PROBLEM - Return the count of lines that hold the string "screenshot", with no other words.

MATERIAL PROVIDED -
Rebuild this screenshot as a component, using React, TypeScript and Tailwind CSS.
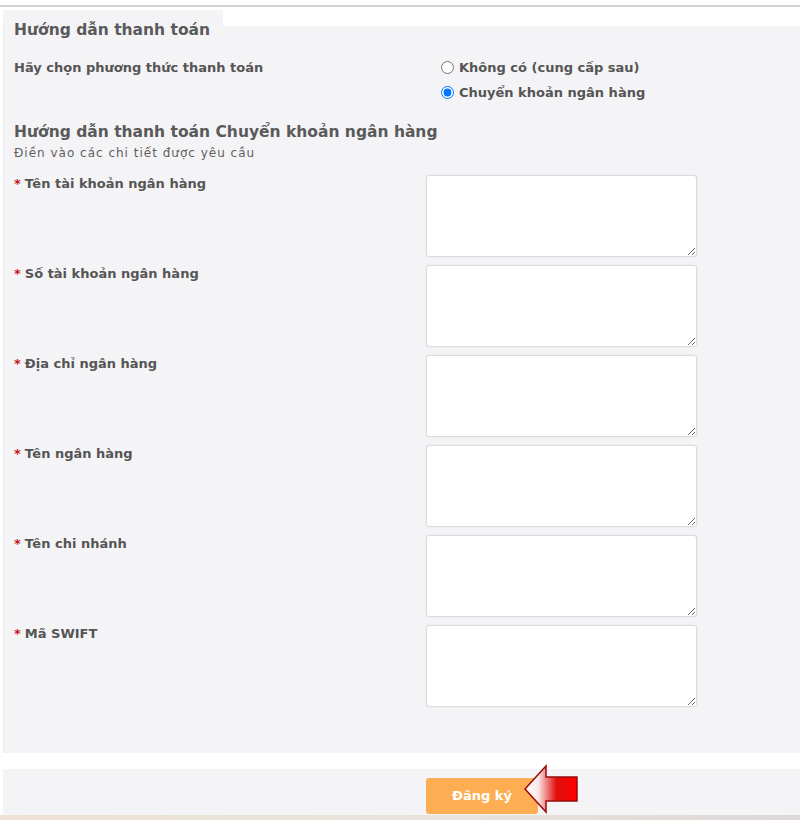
const fields = [
  'Tên tài khoản ngân hàng',
  'Số tài khoản ngân hàng',
  'Địa chỉ ngân hàng',
  'Tên ngân hàng',
  'Tên chi nhánh',
  'Mã SWIFT',
];

function Arrow() {
  return (
    <svg className="absolute left-[520px] top-[762px]" width="60" height="54" viewBox="0 0 60 54">
      <defs>
        <linearGradient id="arrowFill" x1="0" y1="0" x2="1" y2="0">
          <stop offset="0" stopColor="#ffffff" />
          <stop offset="0.25" stopColor="#fbeaea" />
          <stop offset="0.6" stopColor="#e01010" />
          <stop offset="1" stopColor="#ff0000" />
        </linearGradient>
      </defs>
      <polygon
        points="5,27 26,4 26,15 57,15 57,39 26,39 26,50"
        fill="url(#arrowFill)"
        stroke="#9b0a0a"
        strokeWidth="1.5"
        strokeLinejoin="miter"
      />
    </svg>
  );
}

export default function App() {
  return (
    <div
      className="relative w-[800px] h-[820px] overflow-hidden bg-white text-[#555]"
      style={{ fontFamily: '"DejaVu Sans", Verdana, sans-serif' }}
    >
      <div className="h-[5px]" />
      <div className="h-[2px] bg-[#d2d2d2]" />
      <div className="h-[3px]" />

      {/* legend tab */}
      <div className="ml-[3px] w-[220px] h-[16px] bg-[#f4f4f6]">
        <h2 className="relative z-10 pl-[11px] pt-[10px] text-[15.5px] leading-[20px] text-[#5a5a5a] font-bold whitespace-nowrap">
          Hướng dẫn thanh toán
        </h2>
      </div>

      {/* panel */}
      <div className="ml-[3px] bg-[#f4f4f6] border-l border-[#e9e9ec] pl-[10px] pt-[29px] pb-[46px]">
        <div className="grid grid-cols-[412px_1fr]">
          <div className="text-[13px] leading-[25px] font-bold">Hãy chọn phương thức thanh toán</div>
          <div className="pl-[15px] flex flex-col text-[13px] font-bold">
            <label className="h-[25px] flex items-center gap-[5px]">
              <input type="radio" name="pay" className="m-0 w-[13px] h-[13px]" readOnly />
              <span>Không có (cung cấp sau)</span>
            </label>
            <label className="h-[25px] flex items-center gap-[5px]">
              <input type="radio" name="pay" className="m-0 w-[13px] h-[13px]" defaultChecked />
              <span>Chuyển khoản ngân hàng</span>
            </label>
          </div>
        </div>

        <h3 className="mt-[17px] text-[15.5px] leading-[20px] text-[#5a5a5a] font-bold">
          Hướng dẫn thanh toán Chuyển khoản ngân hàng
        </h3>
        <p className="mt-[3px] text-[12px] leading-[16px] tracking-[1px] text-[#5f5f5f]">
          Điền vào các chi tiết được yêu cầu
        </p>

        <div className="mt-[14px] flex flex-col gap-[8px]">
          {fields.map((f) => (
            <div key={f} className="grid grid-cols-[412px_1fr]">
              <div className="text-[13px] leading-[18px] font-bold">
                <span className="text-[#c0161b] mr-[4px]">*</span>
                {f}
              </div>
              <textarea className="w-[271px] h-[82px] bg-white border border-[#dcdcde] rounded-[3px] shadow-[0_0_2px_rgba(0,0,0,0.08)] outline-none" />
            </div>
          ))}
        </div>
      </div>

      <div className="h-[16px]" />

      {/* bottom bar */}
      <div className="ml-[3px] h-[46px] bg-[#f4f4f6] pt-[9px] pl-[423px]">
        <button className="w-[112px] h-[36px] rounded-[3px] bg-[#fdad52] text-white text-[13px] font-bold">
          Đăng ký
        </button>
      </div>
      <div className="h-[5px] bg-gradient-to-r from-[#efe2d6] via-[#e9e4dc] to-[#dcd8d8]" />

      <Arrow />
    </div>
  );
}
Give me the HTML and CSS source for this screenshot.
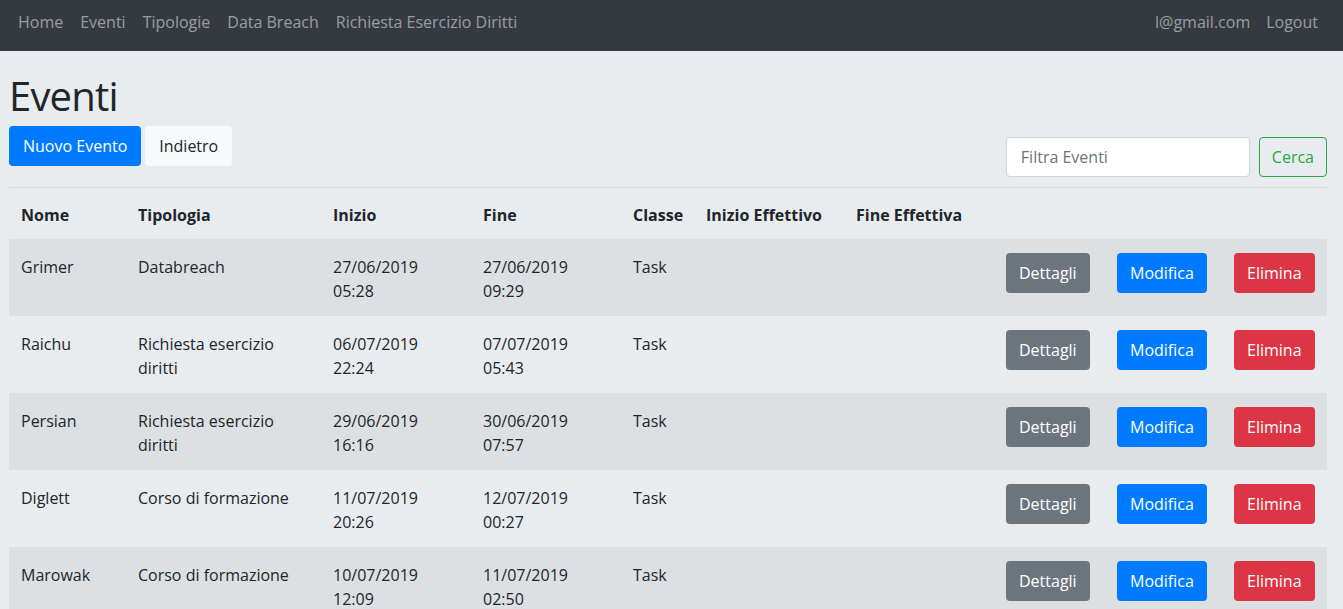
FILE: index.html
```html
<!DOCTYPE html>
<html lang="it">
<head>
<meta charset="utf-8">
<title>Eventi</title>
<link rel="stylesheet" href="styles.css">
</head>
<body>
<nav class="navbar">
  <div class="nav-left">
    <a class="nav-link" href="#">Home</a>
    <a class="nav-link" href="#">Eventi</a>
    <a class="nav-link" href="#">Tipologie</a>
    <a class="nav-link" href="#">Data Breach</a>
    <a class="nav-link" href="#">Richiesta Esercizio Diritti</a>
  </div>
  <div class="nav-right">
    <a class="nav-link" href="#">l@gmail.com</a>
    <a class="nav-link" href="#">Logout</a>
  </div>
</nav>
<main class="content">
  <div class="page-head">
    <div class="head-left">
      <h1 class="title">Eventi</h1>
      <div class="actions">
        <button class="btn btn-primary btn-wide">Nuovo Evento</button>
        <button class="btn btn-light btn-wide">Indietro</button>
      </div>
    </div>
    <form class="filter">
      <input class="filter-input" type="text" placeholder="Filtra Eventi">
      <button class="btn btn-outline-success" type="button">Cerca</button>
    </form>
  </div>
  <hr class="divider">
  <table class="events">
    <colgroup>
      <col class="c-nome"><col class="c-tipo"><col class="c-date"><col class="c-date"><col class="c-classe"><col class="c-date"><col class="c-date"><col class="c-det"><col class="c-mod"><col class="c-del">
    </colgroup>
    <thead>
      <tr><th>Nome</th><th>Tipologia</th><th>Inizio</th><th>Fine</th><th>Classe</th><th>Inizio Effettivo</th><th>Fine Effettiva</th><th></th><th></th><th></th></tr>
    </thead>
    <tbody>
      <tr><td>Grimer</td><td>Databreach</td><td>27/06/2019<br>05:28</td><td>27/06/2019<br>09:29</td><td>Task</td><td></td><td></td>
        <td class="act"><button class="btn btn-secondary">Dettagli</button></td><td class="act"><button class="btn btn-primary">Modifica</button></td><td class="act"><button class="btn btn-danger">Elimina</button></td></tr>
      <tr><td>Raichu</td><td>Richiesta esercizio diritti</td><td>06/07/2019<br>22:24</td><td>07/07/2019<br>05:43</td><td>Task</td><td></td><td></td>
        <td class="act"><button class="btn btn-secondary">Dettagli</button></td><td class="act"><button class="btn btn-primary">Modifica</button></td><td class="act"><button class="btn btn-danger">Elimina</button></td></tr>
      <tr><td>Persian</td><td>Richiesta esercizio diritti</td><td>29/06/2019<br>16:16</td><td>30/06/2019<br>07:57</td><td>Task</td><td></td><td></td>
        <td class="act"><button class="btn btn-secondary">Dettagli</button></td><td class="act"><button class="btn btn-primary">Modifica</button></td><td class="act"><button class="btn btn-danger">Elimina</button></td></tr>
      <tr><td>Diglett</td><td>Corso di formazione</td><td>11/07/2019<br>20:26</td><td>12/07/2019<br>00:27</td><td>Task</td><td></td><td></td>
        <td class="act"><button class="btn btn-secondary">Dettagli</button></td><td class="act"><button class="btn btn-primary">Modifica</button></td><td class="act"><button class="btn btn-danger">Elimina</button></td></tr>
      <tr><td>Marowak</td><td>Corso di formazione</td><td>10/07/2019<br>12:09</td><td>11/07/2019<br>02:50</td><td>Task</td><td></td><td></td>
        <td class="act"><button class="btn btn-secondary">Dettagli</button></td><td class="act"><button class="btn btn-primary">Modifica</button></td><td class="act"><button class="btn btn-danger">Elimina</button></td></tr>
    </tbody>
  </table>
</main>
</body>
</html>
```
FILE: styles.css
```css
* { box-sizing: border-box; }
html, body { margin: 0; padding: 0; }
body {
  background: #e9ecef;
  color: #212529;
  font-family: "Open Sans", "Noto Sans", sans-serif;
  font-size: 16px;
  line-height: 24px;
}
.navbar {
  height: 51px;
  background: #343a40;
  display: flex;
  justify-content: space-between;
  align-items: flex-start;
  padding: 10px 17px 0 10px;
}
.nav-left, .nav-right { display: flex; }
.nav-link {
  color: rgba(255, 255, 255, 0.5);
  text-decoration: none;
  padding: 0 8px;
  line-height: 24px;
}
.nav-left .nav-link + .nav-link { margin-left: 1px; }
.content { padding: 0 16px 0 9px; }
.page-head {
  display: flex;
  justify-content: space-between;
  align-items: flex-end;
}
.title {
  font-size: 40px;
  font-weight: 400;
  line-height: 48px;
  letter-spacing: -0.8px;
  margin: 21px 0 6px 0;
}
.actions { display: flex; gap: 4px; margin-bottom: 11px; }
.btn {
  font-family: inherit;
  font-size: 16px;
  line-height: 24px;
  padding: 7px 12px;
  border: 1px solid transparent;
  border-radius: 4px;
  cursor: pointer;
  display: inline-block;
}
.btn-wide { padding-left: 13px; padding-right: 13px; }
.btn-primary { background: #007bff; color: #fff; }
.btn-light { background: #f8f9fa; color: #212529; }
.btn-secondary { background: #6c757d; color: #fff; }
.btn-danger { background: #dc3545; color: #fff; }
.btn-outline-success { background: transparent; color: #28a745; border-color: #28a745; }
.filter { display: flex; gap: 9px; margin: 0; }
.filter-input {
  width: 244px;
  height: 40px;
  font-family: inherit;
  font-size: 16px;
  padding: 7px 14px;
  border: 1px solid #ced4da;
  border-radius: 4px;
  background: #fff;
  color: #495057;
}
.filter-input::placeholder { color: #6c757d; }
.divider {
  border: 0;
  border-top: 1px solid #d6d9dc;
  margin: 10px 0 0 0;
}
.events {
  width: 100%;
  table-layout: fixed;
  border-collapse: collapse;
}
.c-nome { width: 117px; }
.c-tipo { width: 195px; }
.c-date { width: 150px; }
.c-classe { width: 73px; }
.c-det { width: 111px; }
.c-mod { width: 117px; }
.c-del { width: 105px; }
.events th {
  text-align: left;
  font-weight: 700;
  padding: 15px 12px 12px;
  vertical-align: top;
}
.events td {
  padding: 16px 12px 13px;
  vertical-align: top;
}
.events td.act { padding-top: 14px; }
.events tbody tr:nth-child(odd) { background: rgba(0, 0, 0, 0.05); }
```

SOLUTION - 2